The sounding of the Last Post at the Menin Gate - tonight for the 30,000th time, means more to Australia and Australians than you will ever know. The same can be said of the other dominion nations of the First World War.

This simple gesture, undertaken with such generous dignity by a small number of buglers and overseen by its volunteer association, resonates in the hearts and homes of all families whom you honour in this nightly ritual.

Yours is not a ceremony for the great, the noble and people of position. It is an expression of loss, suffering and love reaching into us all – across class, age, nationality and religion. With awkward humility, pilgrims bound by abiding reverence and a single emotion pause under the Gate as stillness descends.  The cloak of remembrance wraps all who gather in mourning as a reminder that we are all equal in death.

The Last Post sounded at the Menin Gate arrests the soul.

The silence that surrounds it is the most powerful sound ever heard.

In that silence, I have always looked up to the names of young men whose lives are silent witnesses to the future they have given us. Those gathered from all parts of the world - including former foes, in their reverential reflection; quietly recommit themselves to one another and the ideals of mankind.

Each name reminds us of what was lost.

But as Reveille sounds, we are stirred to remember that the most fragile yet powerful of human emotions is - hope.

On 30,000 occasions, visitors to the Last Post ceremony have left inspired by twin fundamental ideals.
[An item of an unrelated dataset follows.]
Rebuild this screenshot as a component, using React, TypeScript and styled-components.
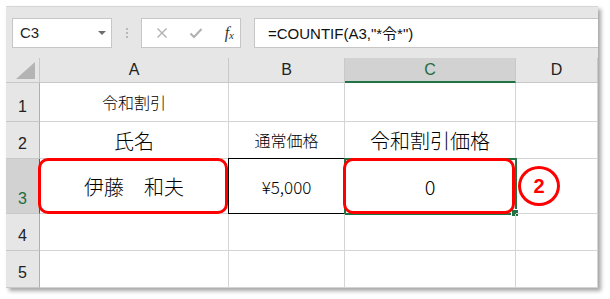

There are some truths by which we must live that are worth working to defend. 

We honour them and their memory best - sustaining precious belief in a better future, by the way we live our lives and shape our world.

At her kitchen table, Mrs Seabrook was forced to find the words to give meaning to why so much that she loved had been given. She penned the epitaph for her son's headstone and the grave she would never see:

A WILLING SACRIFICE

FOR THE WORLD'S PEACE

Every night, The Ode is recited from Laurence Binyon's For the Fallen, written in 1914.

Also bequeathed to us in this poem is this:

Solemn the drums thrill
Death august and royal
sings sorrow up into mortal spheres
There is music in the midst of desolation
And a glory that shines upon our tears.

For the music in the desolation of our mournful grieving that speaks directly to the hearts of William and Fanny Seabrook, families and people everywhere - we honour and thank the Last Post Association for this simple, nightly ritual.

For in it, you have given meaning where there was none and enriched each one of us.

In doing so, you have made your willing sacrifice for that better world at peace for which William Seabrook, his brothers and millions of others gave their lives.